Были, правда, и другие отзывы. Петр Бартенев, будущий издатель «Русского архива», остался недоволен: «Русскую историю читал Сергей Михайлович Соловьев без всякого воодушевления и с возмутительною холодностью. Немудрено: у него было столько других должностей». Предвзятость Бартенева очевидна: тогда, в дни бартеневского студенчества, «других должностей» у Соловьева не было. Когда же они появились, то студент нового поколения, Василий Ключевский, судья очень компетентный, назвал соловьевское изложение «прозрачным». Ключевский вспоминал: «Он именно говорил, а не читал, и говорил отрывисто, точно резал свою мысль тонкими удобоприемлемыми ломтиками, и его было легко записывать… При отрывистом произношении речь Соловьева не была отрывиста по своему складу, текла ровно и плавно, пространными периодами с придаточными предложениями, обильными эпитетами и пояснительными синонимами. В ней не было фраз: казалось, лектор говорил первыми словами, ему попадавшимися. Но нельзя сказать, чтобы он говорил совсем просто: в его импровизации постоянно слышалась ораторская струнка… Чтение Соловьева не трогало и не пленяло, не било ни на чувства, ни на воображение; но оно заставляло размышлять… Слушая Соловьева, мы смутно чувствовали, что с нами беседует человек, много и очень много знающий и подумавший обо всем, о чем следует знать и подумать человеку, и все свои передуманные знания сложивший в стройный порядок, в цельное миросозерцание, чувствовали, что до нас доносятся только отзвуки большой умственной и нравственной работы, какая когда-то была исполнена над самим собой этим человеком и которую должно рано или поздно исполнить над собой каждому из нас, если он хочет стать настоящим человеком».
Со слушателями профессор Соловьев был сдержан, сух, вне университета недоступен. Среди студентов он слыл талантливым лектором, но гордецом, который не сближался с ними, как это делали Грановский и Кудрявцев. Лекции он читал, закрыв глаза, и никогда не видел студентов в аудитории. Соловьев был высок, с годами располнел, носил золотые очки, всегда был гладко выбрит (бороду он отрастил много позднее), и от всей его фигуры веяло какой-то торжественностью, которая побуждала студентов смирно сидеть по местам.
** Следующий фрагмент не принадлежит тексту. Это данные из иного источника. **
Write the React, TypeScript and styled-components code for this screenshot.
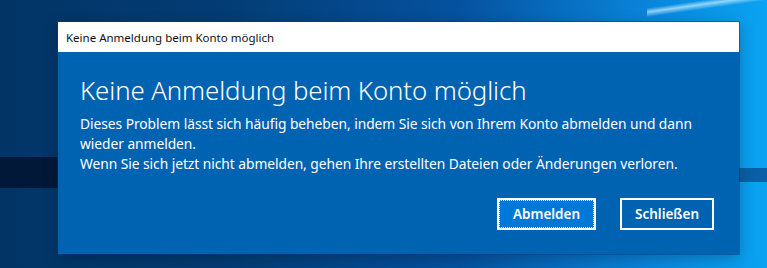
import styled, { createGlobalStyle } from "styled-components";

const Global = createGlobalStyle`
  html, body { margin: 0; padding: 0; }
  body { width: 767px; height: 268px; overflow: hidden; }
`;

const Desktop = styled.div`
  width: 767px;
  height: 268px;
  box-sizing: border-box;
  padding: 22px 0 0 58px;
  background:
    linear-gradient(180deg, transparent 157px, rgba(0, 14, 40, 0.75) 157px, rgba(0, 14, 40, 0.75) 188px, transparent 188px) left / 58px 100% no-repeat,
    linear-gradient(180deg, transparent 168px, #0b5fa6 168px, #0b5fa6 182px, transparent 182px) right / 28px 100% no-repeat,
    linear-gradient(172deg, transparent 8px, rgba(190, 235, 255, 0.75) 12px, transparent 17px) right top / 120px 40px no-repeat,
    linear-gradient(90deg, #023466 0%, #033d75 30%, #0552a0 60%, #0a86dc 85%, #0aa4f2 100%);
  font-family: "Noto Sans", "Open Sans", sans-serif;
`;

const Window = styled.div`
  width: 681px;
  height: 232px;
  display: flex;
  flex-direction: column;
  background: #0063b1;
  box-shadow: 0 0 0 1px rgba(0, 60, 120, 0.5), 0 4px 14px rgba(0, 0, 0, 0.25);
`;

const TitleBar = styled.div`
  height: 30px;
  flex: none;
  display: flex;
  align-items: center;
  padding-left: 8px;
  background: #ffffff;
  color: #111;
  font-size: 11.5px;
`;

const Body = styled.div`
  flex: 1;
  display: flex;
  flex-direction: column;
  padding: 20px 22px 24px 22px;
  color: #fff;
`;

const Heading = styled.h1`
  margin: 0 0 6px;
  font-size: 25.8px;
  font-weight: 300;
  line-height: 36px;
  letter-spacing: -0.1px;
`;

const Message = styled.p`
  margin: 0;
  width: 635px;
  font-size: 13.8px;
  line-height: 20px;
  letter-spacing: -0.05px;
`;

const Actions = styled.div`
  margin-top: auto;
  display: flex;
  justify-content: flex-end;
  gap: 24px;
  padding-right: 3px;
`;

const Button = styled.button<{ $primary?: boolean }>`
  height: 32px;
  box-sizing: border-box;
  padding: 0;
  border: 2px solid #fff;
  background: ${({ $primary }) => ($primary ? "#0078d7" : "transparent")};
  color: #fff;
  font-family: inherit;
  font-size: 13.5px;
  font-weight: 600;
  display: flex;
  align-items: center;
  justify-content: center;
  width: ${({ $primary }) => ($primary ? "99px" : "94px")};
`;

const Focus = styled.span`
  display: flex;
  align-items: center;
  justify-content: center;
  width: 100%;
  height: 100%;
  box-sizing: border-box;
  border: 1px dotted #000;
  outline: 1px dotted #fff;
  outline-offset: -1px;
`;

export default function App() {
  return (
    <>
      <Global />
      <Desktop>
        <Window>
          <TitleBar>Keine Anmeldung beim Konto möglich</TitleBar>
          <Body>
            <Heading>Keine Anmeldung beim Konto möglich</Heading>
            <Message>
              Dieses Problem lässt sich häufig beheben, indem Sie sich von Ihrem Konto abmelden und dann wieder anmelden.
              <br />
              Wenn Sie sich jetzt nicht abmelden, gehen Ihre erstellten Dateien oder Änderungen verloren.
            </Message>
            <Actions>
              <Button $primary>
                <Focus>Abmelden</Focus>
              </Button>
              <Button>Schließen</Button>
            </Actions>
          </Body>
        </Window>
      </Desktop>
    </>
  );
}
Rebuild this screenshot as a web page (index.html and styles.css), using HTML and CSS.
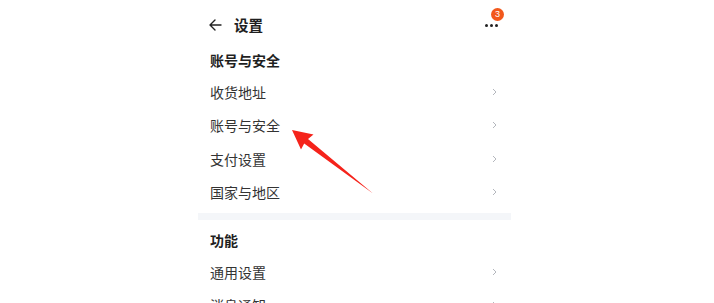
FILE: index.html
```html
<!DOCTYPE html>
<html lang="zh-CN">
<head>
<meta charset="utf-8">
<title>设置</title>
<link rel="stylesheet" href="styles.css">
</head>
<body>
<div class="page">
  <div class="topbar">
    <div class="title-group">
      <svg class="back" width="13" height="12" viewBox="0 0 13 12"><path d="M12 6H1.5M6 1L1 6l5 5" fill="none" stroke="#222" stroke-width="1.4" stroke-linecap="round" stroke-linejoin="round"/></svg>
      <span class="title">设置</span>
    </div>
    <div class="more">
      <span class="dots"><i></i><i></i><i></i></span>
      <span class="badge">3</span>
    </div>
  </div>

  <div class="section-title">账号与安全</div>
  <div class="row"><span>收货地址</span><svg class="chev" width="5" height="8" viewBox="0 0 5 8"><path d="M1 1l3 3-3 3" fill="none" stroke="#b4b7bd" stroke-width="1"/></svg></div>
  <div class="row"><span>账号与安全</span><svg class="chev" width="5" height="8" viewBox="0 0 5 8"><path d="M1 1l3 3-3 3" fill="none" stroke="#b4b7bd" stroke-width="1"/></svg></div>
  <div class="row"><span>支付设置</span><svg class="chev" width="5" height="8" viewBox="0 0 5 8"><path d="M1 1l3 3-3 3" fill="none" stroke="#b4b7bd" stroke-width="1"/></svg></div>
  <div class="row"><span>国家与地区</span><svg class="chev" width="5" height="8" viewBox="0 0 5 8"><path d="M1 1l3 3-3 3" fill="none" stroke="#b4b7bd" stroke-width="1"/></svg></div>

  <div class="divider"></div>

  <div class="section-title second">功能</div>
  <div class="row"><span>通用设置</span><svg class="chev" width="5" height="8" viewBox="0 0 5 8"><path d="M1 1l3 3-3 3" fill="none" stroke="#b4b7bd" stroke-width="1"/></svg></div>
  <div class="row"><span>消息通知</span><svg class="chev" width="5" height="8" viewBox="0 0 5 8"><path d="M1 1l3 3-3 3" fill="none" stroke="#b4b7bd" stroke-width="1"/></svg></div>
</div>

<svg class="annotation" width="714" height="303" viewBox="0 0 714 303">
  <polygon points="292,130 313.5,134.5 308,139 373,193.5 304.2,143.6 301,149.5" fill="#f5231b"/>
</svg>
</body>
</html>
```

FILE: styles.css
```css
* { box-sizing: border-box; }
html, body { margin: 0; padding: 0; background: #fff; }
body {
  width: 714px;
  height: 303px;
  overflow: hidden;
  position: relative;
  font-family: "Noto Sans CJK SC", "Noto Sans", sans-serif;
  color: #222;
}
.page {
  width: 313px;
  margin-left: 198px;
}
.topbar {
  height: 50px;
  display: flex;
  align-items: center;
  justify-content: space-between;
  padding: 0 13px 0 11px;
}
.title-group {
  display: flex;
  align-items: center;
  gap: 12px;
}
.back { display: block; }
.title {
  font-size: 14.5px;
  font-weight: 700;
  line-height: 20px;
  color: #1f1f1f;
}
.more {
  position: relative;
  width: 13px;
  height: 20px;
  display: flex;
  align-items: center;
}
.dots {
  display: flex;
  gap: 2px;
}
.dots i {
  width: 3px;
  height: 3px;
  border-radius: 50%;
  background: #222;
  display: block;
}
.badge {
  position: absolute;
  left: 6px;
  top: -7px;
  width: 13px;
  height: 13px;
  border-radius: 50%;
  background: #f2581c;
  color: #fff;
  font-family: "Liberation Sans", sans-serif;
  font-size: 9px;
  line-height: 13px;
  text-align: center;
}
.section-title {
  height: 20px;
  line-height: 20px;
  padding-left: 12px;
  font-size: 14px;
  font-weight: 700;
  color: #1f1f1f;
  margin-bottom: 5px;
}
.section-title.second { margin-top: 10px; }
.row {
  height: 33.5px;
  display: flex;
  align-items: center;
  justify-content: space-between;
  padding: 0 14px 0 12px;
  font-size: 14px;
  color: #333;
}
.chev { display: block; }
.divider {
  height: 7px;
  background: #f4f6f9;
  margin-top: 4px;
}
.annotation {
  position: absolute;
  left: 0;
  top: 0;
  pointer-events: none;
}
```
К обязанностям профессора Соловьев относился свято, всегда готов был дать студенту дельный совет, указать на нужные книги, разъяснить непонятное. Нередко его педагогические приемы поражали. Честолюбивый студент Чичерин знал русскую историю отлично и готовился блеснуть на экзамене. Вопрос ему попался о Смутном времени, о битве, где был ранен князь Пожарский. Подойдя к столу, он начал отвечать: «В пятницу на страстной неделе…» — Соловьев прервал: «Довольно!» И поставил «пять». Впоследствии, когда Чичерин сам стал преподавать, он напомнил об удивительном экзамене. Соловьев объяснил: «Я знал вас за хорошего студента, вижу, что вы знаете такую подробность, чего же более?»
В работе легче было забыть о неприятностях, которые подстерегали повсюду. Когда на лекцию Соловьева пришел Ширинский-Шихматов, профессор говорил о сложном составе русской летописи, на которую нужно смотреть как на сборник разных текстов. На следующий день министр вызвал его и сделал выговор за следование Каченовскому, за скептицизм. «Правительство этого не хочет! Правительство этого не хочет!» — кричал разъяренный князь, не слушая никаких объяснений.
К столетнему юбилею Московского университета новый министр (прежний умер), высокообразованный Норов, сделал так, чтобы Грановский и Соловьев получили ордена как выдающиеся профессора. Но благодушный Назимов представил к награде всех ординарных профессоров и гордился: «Когда это бывало в университетах, чтобы ордена профессорам ящиками возили?»
Шла Крымская война, николаевский режим явно обветшал — отсюда и неслыханная милость.